Western Digital announced financial results for its 1QFY24. Revenue was US$2.75 billion down 26 percent from 1QFY23. The company made a net loss of $685 million compared with a net profit of US$27 million a year before.
Unlocking value
“Our HDD and Flash businesses are both well positioned to capitalize on the data storage industry’s significant market dynamics, and as separate companies, each will have the strategic focus and resources to pursue opportunities in their respective markets.

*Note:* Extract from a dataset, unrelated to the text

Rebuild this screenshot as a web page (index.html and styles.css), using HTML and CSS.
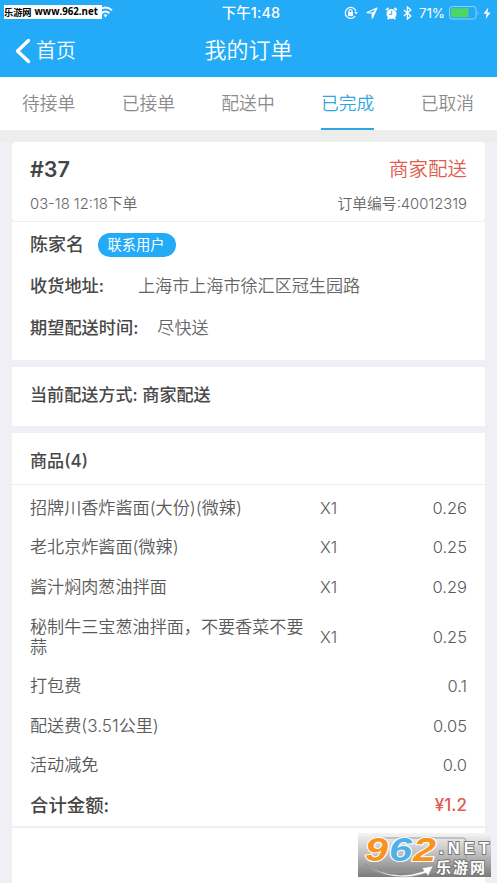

Importantly, separating these franchises will unlock significant value for Western Digital shareholders, allowing them to participate in the upside of two industry leaders with distinct growth and investment profiles,” said CEO Goeckeler in a statement.
He added that Western Digital had looked at strategic transactions but that if had become clear to the board of directors in recent weeks that stand-alone separation is the right course of action.
Goeckeler added. “Moving forward, as we progress through fiscal year 2024, we see an improving market environment in both businesses, and we will remain open to strategic opportunities that unlock further value in both our HDD and Flash investments and assets.”
The deal remains subject to a number of details of financial planning, audits and approvals and other customary conditions.